Brief: The answer is one number: how many lines hold the string "this".

Pages as source code:
[Begin]

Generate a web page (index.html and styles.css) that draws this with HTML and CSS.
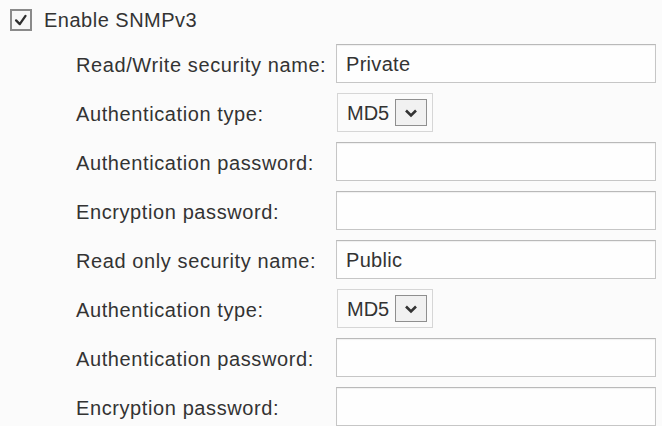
FILE: index.html
```html
<!DOCTYPE html>
<html>
<head>
<meta charset="utf-8">
<link rel="stylesheet" href="styles.css">
</head>
<body>
<div class="page">
  <div class="enable">
    <span class="checkbox">
      <svg viewBox="0 0 22 22" width="20" height="20"><path d="M5 11.5 L9.5 16 L16.5 6" fill="none" stroke="#2e2e2e" stroke-width="2.8" stroke-linecap="round" stroke-linejoin="round"/></svg>
    </span>
    <span class="enable-text">Enable SNMPv3</span>
  </div>
  <div class="form">
    <div class="label">Read/Write security name:</div>
    <div class="field">Private</div>

    <div class="label">Authentication type:</div>
    <div class="select"><span class="select-value">MD5</span><span class="select-btn"><svg viewBox="0 0 14 10" width="14" height="10"><path d="M2 2.5 L7 7.5 L12 2.5" fill="none" stroke="#333" stroke-width="2.6" stroke-linejoin="miter"/></svg></span></div>

    <div class="label">Authentication password:</div>
    <div class="field"></div>

    <div class="label">Encryption password:</div>
    <div class="field"></div>

    <div class="label">Read only security name:</div>
    <div class="field">Public</div>

    <div class="label">Authentication type:</div>
    <div class="select"><span class="select-value">MD5</span><span class="select-btn"><svg viewBox="0 0 14 10" width="14" height="10"><path d="M2 2.5 L7 7.5 L12 2.5" fill="none" stroke="#333" stroke-width="2.6" stroke-linejoin="miter"/></svg></span></div>

    <div class="label">Authentication password:</div>
    <div class="field"></div>

    <div class="label">Encryption password:</div>
    <div class="field"></div>
  </div>
</div>
</body>
</html>
```

FILE: styles.css
```css
html, body {
  margin: 0;
  padding: 0;
  background: #fbfbfb;
}

body {
  font-family: "Liberation Sans", Arial, sans-serif;
  font-size: 20px;
  color: #333333;
}

.page {
  padding: 9px 0 0 10px;
}

.enable {
  display: flex;
  align-items: center;
  height: 22px;
  gap: 12px;
}

.checkbox {
  box-sizing: border-box;
  width: 22px;
  height: 22px;
  border: 2px solid #8a8a8a;
  background: #f7f7f7;
  display: flex;
  align-items: center;
  justify-content: center;
}

.checkbox svg {
  display: block;
}

.enable-text {
  letter-spacing: 0.5px;
}

.form {
  margin-top: 13px;
  margin-left: 66px;
  display: grid;
  grid-template-columns: 260px 320px;
  grid-auto-rows: 39px;
  row-gap: 10px;
}

.label {
  display: flex;
  align-items: center;
  padding-top: 4px;
  letter-spacing: 0.6px;
  white-space: nowrap;
}

.field {
  box-sizing: border-box;
  border: 1px solid #c6c6c6;
  border-top-color: #b9b9b9;
  background: #fefefe;
  box-shadow: inset 0 1px 1px rgba(0, 0, 0, 0.06);
  padding: 0 9px;
  display: flex;
  align-items: center;
  padding-top: 2px;
  letter-spacing: 0.3px;
}

.select {
  box-sizing: border-box;
  width: 96px;
  margin-left: 1px;
  border: 1px solid #d6d6d6;
  background: #fbfbfb;
  display: flex;
  align-items: center;
  justify-content: space-between;
  padding: 0 5px 0 9px;
}

.select-value {
  padding-top: 2px;
}

.select-btn {
  box-sizing: border-box;
  width: 32px;
  height: 27px;
  border: 1px solid #8f8f8f;
  background: #f1f1f1;
  display: flex;
  align-items: center;
  justify-content: center;
}

.select-btn svg {
  display: block;
}
```
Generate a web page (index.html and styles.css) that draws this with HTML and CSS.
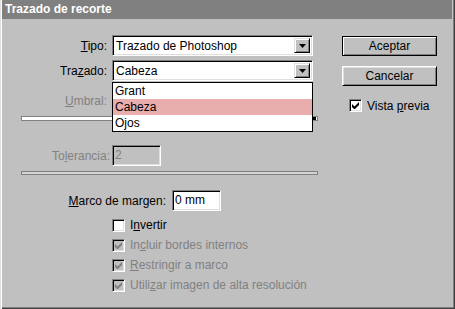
FILE: index.html
```html
<!DOCTYPE html>
<html lang="es">
<head>
    <meta charset="UTF-8">
    <title>Trazado de recorte</title>
    <link rel="stylesheet" href="styles.css">
</head>
<body>
    <div class="window">
        <div class="titlebar">Trazado de recorte</div>
        <div class="content">
            <div class="main">
                <div class="row">
                    <span class="label"><u>T</u>ipo:</span>
                    <div class="combo">
                        <span class="combo-text">Trazado de Photoshop</span>
                        <span class="combo-btn"><svg width="7" height="4" viewBox="0 0 7 4"><path d="M0 0h7L3.5 4z" fill="#000"/></svg></span>
                    </div>
                </div>
                <div class="row row-gap">
                    <span class="label">Tra<u>z</u>ado:</span>
                    <div class="combo-wrap">
                        <div class="combo">
                            <span class="combo-text">Cabeza</span>
                            <span class="combo-btn"><svg width="7" height="4" viewBox="0 0 7 4"><path d="M0 0h7L3.5 4z" fill="#000"/></svg></span>
                        </div>
                        <ul class="droplist">
                            <li>Grant</li>
                            <li class="selected">Cabeza</li>
                            <li>Ojos</li>
                        </ul>
                    </div>
                </div>
                <div class="row row-umbral">
                    <span class="label disabled"><u>U</u>mbral:</span>
                    <div class="field field-disabled"></div>
                </div>
                <div class="slider"><span class="slider-end"></span></div>
                <div class="row row-tol">
                    <span class="label label-tol disabled">To<u>l</u>erancia:</span>
                    <div class="field field-disabled">2</div>
                </div>
                <div class="groove"></div>
                <div class="row row-marco">
                    <span class="label label-wide"><u>M</u>arco de margen:</span>
                    <div class="field">0 mm</div>
                </div>
                <div class="checks">
                    <div class="check">
                        <span class="box"></span>
                        <span>I<u>n</u>vertir</span>
                    </div>
                    <div class="check disabled">
                        <span class="box box-disabled"><svg width="7" height="7" viewBox="0 0 7 7"><path d="M0 2v3l2 2h1l4-4V0L2.5 4.5z" fill="#808080"/></svg></span>
                        <span>In<u>c</u>luir bordes internos</span>
                    </div>
                    <div class="check disabled">
                        <span class="box box-disabled"><svg width="7" height="7" viewBox="0 0 7 7"><path d="M0 2v3l2 2h1l4-4V0L2.5 4.5z" fill="#808080"/></svg></span>
                        <span><u>R</u>estringir a marco</span>
                    </div>
                    <div class="check disabled">
                        <span class="box box-disabled"><svg width="7" height="7" viewBox="0 0 7 7"><path d="M0 2v3l2 2h1l4-4V0L2.5 4.5z" fill="#808080"/></svg></span>
                        <span>Utili<u>z</u>ar imagen de alta resolución</span>
                    </div>
                </div>
            </div>
            <div class="side">
                <button class="btn btn-default">Aceptar</button>
                <button class="btn">Cancelar</button>
                <div class="check check-preview">
                    <span class="box"><svg width="7" height="7" viewBox="0 0 7 7"><path d="M0 2v3l2 2h1l4-4V0L2.5 4.5z" fill="#000"/></svg></span>
                    <span>Vista <u>p</u>revia</span>
                </div>
            </div>
        </div>
    </div>
</body>
</html>
```

FILE: styles.css
```css
body {
    margin: 0;
    background-color: #c0c0c0;
    font-family: 'Liberation Sans', Arial, sans-serif;
    font-size: 12px;
    color: #000;
}

.window {
    position: relative;
    width: 455px;
    height: 309px;
    box-sizing: border-box;
    background-color: #c0c0c0;
    /* classic raised window frame */
    box-shadow: inset 1px 0 #dfdfdf, inset 2px 0 #fff,
                inset -1px -1px #404040, inset -2px -2px #808080;
}

.titlebar {
    margin: 0 3px 0 2px;
    height: 19px;
    line-height: 19px;
    padding-left: 3px;
    background-color: #808080;
    color: #fff;
    font-weight: bold;
}

.content {
    display: flex;
    padding-top: 16px;
}

.main {
    margin-left: 21px;
    width: 297px;
}

.row {
    display: flex;
    align-items: center;
    height: 21px;
}

.row-gap { margin-top: 4px; }
.row-umbral { margin-top: 9px; }
.row-tol { margin-top: 24px; }
.row-marco { margin-top: 15px; }

.label {
    width: 86px;
    margin-right: 5px;
    text-align: right;
    white-space: nowrap;
}

.label-tol {
    width: 89px;
    margin-right: 2px;
}

.label-wide {
    width: 145px;
    margin-right: 6px;
}

.disabled {
    color: #808080;
}

/* sunken edit / combo frame */
.combo,
.field {
    box-sizing: border-box;
    height: 21px;
    background-color: #fff;
    border: 1px solid;
    border-color: #808080 #fff #fff #808080;
    box-shadow: inset 1px 1px #000, inset -1px -1px #dfdfdf;
}

.combo {
    display: flex;
    align-items: center;
    width: 201px;
    padding: 0 2px 0 3px;
}

.combo-text {
    flex: 1;
}

.combo-btn {
    display: flex;
    align-items: center;
    justify-content: center;
    width: 16px;
    height: 15px;
    box-sizing: border-box;
    background-color: #c0c0c0;
    border: 1px solid;
    border-color: #dfdfdf #000 #000 #dfdfdf;
    box-shadow: inset 1px 1px #fff, inset -1px -1px #808080;
}

.combo-wrap {
    position: relative;
}

.droplist {
    position: absolute;
    top: 22px;
    left: 0;
    width: 201px;
    box-sizing: border-box;
    margin: 0;
    padding: 0;
    list-style: none;
    background-color: #fff;
    border: 1px solid #000;
    z-index: 2;
}

.droplist li {
    height: 16px;
    line-height: 16px;
    padding-left: 2px;
}

.droplist .selected {
    background-color: #e8adad;
}

.field {
    width: 49px;
    padding-left: 2px;
    line-height: 19px;
}

.field-disabled {
    background-color: #c0c0c0;
    color: #808080;
}

.slider {
    position: relative;
    margin-top: 5px;
    height: 5px;
    box-sizing: border-box;
    border: 1px solid #808080;
    background-color: #fff;
}

.slider-end {
    position: absolute;
    right: 1px;
    top: 0;
    width: 5px;
    height: 3px;
    background-color: #000;
}

.groove {
    margin-top: 5px;
    height: 4px;
    box-sizing: border-box;
    border: 1px solid #808080;
    background-color: #d4d4d4;
}

.checks {
    margin-top: 4px;
    padding-left: 91px;
}

.check {
    display: flex;
    align-items: center;
    height: 20px;
    white-space: nowrap;
}

.box {
    display: flex;
    align-items: center;
    justify-content: center;
    width: 13px;
    height: 13px;
    box-sizing: border-box;
    margin-right: 5px;
    background-color: #fff;
    border: 1px solid;
    border-color: #808080 #fff #fff #808080;
    box-shadow: inset 1px 1px #000, inset -1px -1px #dfdfdf;
}

.box-disabled {
    background-color: #c0c0c0;
}

.side {
    display: flex;
    flex-direction: column;
    margin-left: 24px;
    margin-top: 1px;
}

.btn {
    width: 95px;
    height: 20px;
    padding: 0;
    font-family: inherit;
    font-size: 12px;
    color: #000;
    background-color: #c0c0c0;
    border: 1px solid;
    border-color: #fff #000 #000 #fff;
    box-shadow: inset 1px 1px #dfdfdf, inset -1px -1px #808080;
}

.btn + .btn {
    margin-top: 10px;
}

.btn-default {
    border-color: #000;
    box-shadow: inset 1px 1px #fff, inset -1px -1px #808080;
}

.check-preview {
    height: 13px;
    margin-top: 13px;
    margin-left: 7px;
}
```
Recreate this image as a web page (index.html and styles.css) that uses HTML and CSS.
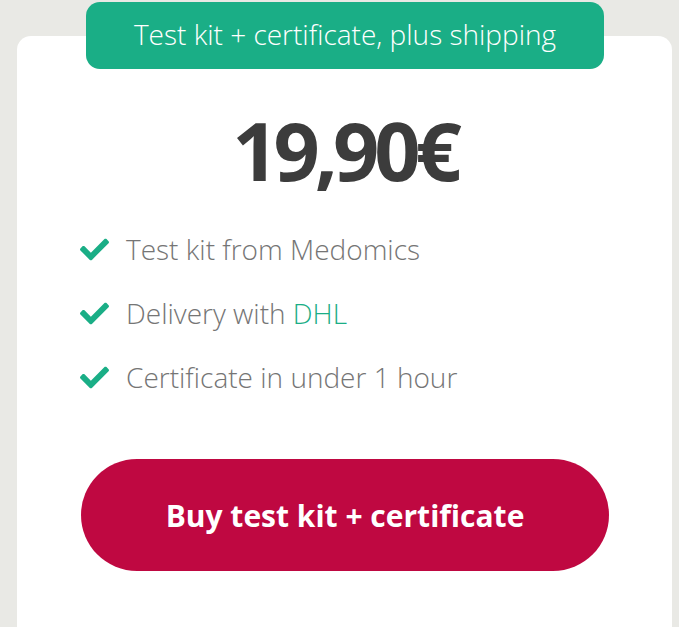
FILE: index.html
```html
<!DOCTYPE html>
<html lang="en">
<head>
  <meta charset="UTF-8">
  <meta name="viewport" content="width=device-width, initial-scale=1.0">
  <title>Test kit + certificate</title>
  <link rel="stylesheet" href="styles.css">
</head>
<body>
  <div class="offer">
    <div class="offer-tag">Test kit + certificate, plus shipping</div>
    <div class="price">19,90€</div>

    <ul class="features">
      <li>
        <svg class="check" viewBox="0 0 512 512"><path d="M173.9 439.4l-166.4-166.4c-10-10-10-26.2 0-36.2l36.2-36.2c10-10 26.2-10 36.2 0L192 312.7 432.1 72.6c10-10 26.2-10 36.2 0l36.2 36.2c10 10 10 26.2 0 36.2l-294.4 294.4c-10 10-26.2 10-36.2 0z"/></svg>
        Test kit from Medomics
      </li>
      <li>
        <svg class="check" viewBox="0 0 512 512"><path d="M173.9 439.4l-166.4-166.4c-10-10-10-26.2 0-36.2l36.2-36.2c10-10 26.2-10 36.2 0L192 312.7 432.1 72.6c10-10 26.2-10 36.2 0l36.2 36.2c10 10 10 26.2 0 36.2l-294.4 294.4c-10 10-26.2 10-36.2 0z"/></svg>
        <span>Delivery with <span class="hl">DHL</span></span>
      </li>
      <li>
        <svg class="check" viewBox="0 0 512 512"><path d="M173.9 439.4l-166.4-166.4c-10-10-10-26.2 0-36.2l36.2-36.2c10-10 26.2-10 36.2 0L192 312.7 432.1 72.6c10-10 26.2-10 36.2 0l36.2 36.2c10 10 10 26.2 0 36.2l-294.4 294.4c-10 10-26.2 10-36.2 0z"/></svg>
        Certificate in under 1 hour
      </li>
    </ul>

    <a class="buy" href="#">Buy test kit + certificate</a>
  </div>
</body>
</html>
```

FILE: styles.css
```css
body {
  margin: 0;
  background: #e9e9e5;
  font-family: "Open Sans", "Liberation Sans", sans-serif;
  overflow: hidden;
}
.offer {
  position: relative;
  margin: 36px 0 0 17px;
  width: 655px;
  height: 591px;
  background: #fff;
  border-radius: 14px 14px 0 0;
  padding-top: 71px;
  box-sizing: border-box;
}
.offer-tag {
  position: absolute;
  top: -34px;
  left: 69px;
  width: 518px;
  height: 67px;
  background: #1aae86;
  color: #fff;
  border-radius: 14px;
  font-size: 28px;
  font-weight: 300;
  display: flex;
  align-items: center;
  justify-content: center;
  padding-bottom: 3px;
  box-sizing: border-box;
}
.price {
  text-align: center;
  font-size: 81px;
  font-weight: 700;
  letter-spacing: -5px;
  color: #3c3c3c;
  line-height: 86px;
}
.features {
  list-style: none;
  margin: 24px 0 0;
  padding: 0 0 0 63px;
}
.features li {
  display: flex;
  align-items: center;
  gap: 17px;
  height: 64px;
  font-size: 28px;
  font-weight: 300;
  color: #757575;
}
.check {
  width: 29px;
  height: 29px;
  fill: #1aae86;
}
.hl {
  color: #1aae86;
}
.buy {
  display: flex;
  align-items: center;
  justify-content: center;
  margin: 50px 0 0 64px;
  width: 528px;
  height: 112px;
  border-radius: 56px;
  background: #bf0841;
  color: #fff;
  text-decoration: none;
  font-size: 30px;
  font-weight: 700;
}
```
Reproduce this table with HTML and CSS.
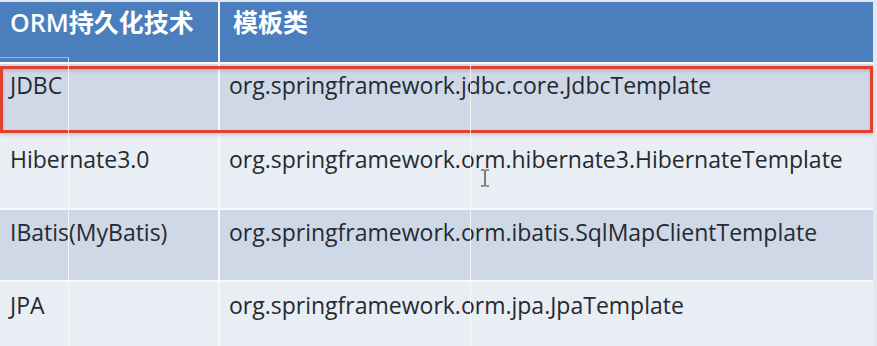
FILE: index.html
```html
<!DOCTYPE html>
<html lang="zh">
<head>
<meta charset="utf-8">
<title>ORM模板类</title>
<link rel="stylesheet" href="styles.css">
</head>
<body>
<div class="stage">
  <div class="table">
    <div class="cell head">ORM持久化技术</div>
    <div class="cell head">模板类</div>
    <div class="cell dark r1">JDBC</div>
    <div class="cell dark r1">org.springframework.jdbc.core.JdbcTemplate</div>
    <div class="cell light r2">Hibernate3.0</div>
    <div class="cell light r2">org.springframework.orm.hibernate3.HibernateTemplate</div>
    <div class="cell dark r3">IBatis(MyBatis)</div>
    <div class="cell dark r3">org.springframework.orm.ibatis.SqlMapClientTemplate</div>
    <div class="cell light r4">JPA</div>
    <div class="cell light r4">org.springframework.orm.jpa.JpaTemplate</div>
  </div>
  <div class="redbox"></div>
  <div class="ghost ghost-a"></div>
  <div class="ghost ghost-b"></div>
  <div class="ghost-h"></div>
  <svg class="cursor" width="10" height="18" viewBox="0 0 10 18"><path d="M1 1h3.5M5.5 1H9M5 1.5v15M1 17h3.5M5.5 17H9" stroke="#333" stroke-width="1.2" fill="none"/></svg>
</div>
</body>
</html>
```

FILE: styles.css
```css
html, body {
  margin: 0;
  padding: 0;
}
body {
  width: 877px;
  height: 346px;
  overflow: hidden;
  background: #eef1f6;
  font-family: "Open Sans", "Noto Sans CJK SC", sans-serif;
}
.stage {
  position: relative;
  width: 877px;
  height: 346px;
  padding-top: 2px;
  box-sizing: border-box;
  background: #e4e9f0;
}
.table {
  display: grid;
  grid-template-columns: 218px 653px;
  grid-template-rows: 60px 67px 75px 70px 64px;
  gap: 2px;
  width: 873px;
  background: #f7f9fc;
}
.cell {
  box-sizing: border-box;
  font-size: 23px;
  line-height: 30px;
  color: #262a30;
  padding-left: 10px;
  white-space: nowrap;
}
.cell:nth-child(even) {
  padding-left: 9px;
}
.head {
  background: #4a7ebd;
  color: #ffffff;
  font-family: "Open Sans", "Noto Sans CJK SC", sans-serif;
  font-weight: 600;
  font-size: 25px;
  line-height: 34px;
  padding-top: 3px;
}
.head:nth-child(even) {
  padding-left: 13px;
}
.dark {
  background: #cfd8e7;
}
.light {
  background: #e9edf4;
}
.r1 { padding-top: 6px; }
.r2 { padding-top: 11px; }
.r3 { padding-top: 7px; }
.r4 { padding-top: 8px; }
.redbox {
  position: absolute;
  left: 0;
  top: 66px;
  width: 873px;
  height: 67px;
  box-sizing: border-box;
  border: 3px solid #e4402e;
  box-shadow: inset 0 2px 3px rgba(120, 120, 140, 0.35), 0 2px 3px rgba(120, 120, 140, 0.3);
}
.ghost {
  position: absolute;
  width: 1px;
  background: rgba(255, 255, 255, 0.7);
}
.ghost-a {
  left: 68px;
  top: 57px;
  bottom: 0;
}
.ghost-b {
  left: 470px;
  top: 64px;
  bottom: 0;
}
.ghost-h {
  position: absolute;
  left: 0;
  top: 57px;
  width: 69px;
  height: 1px;
  background: rgba(170, 200, 240, 0.8);
}
.cursor {
  position: absolute;
  left: 480px;
  top: 169px;
}
```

[End]

Solution: 4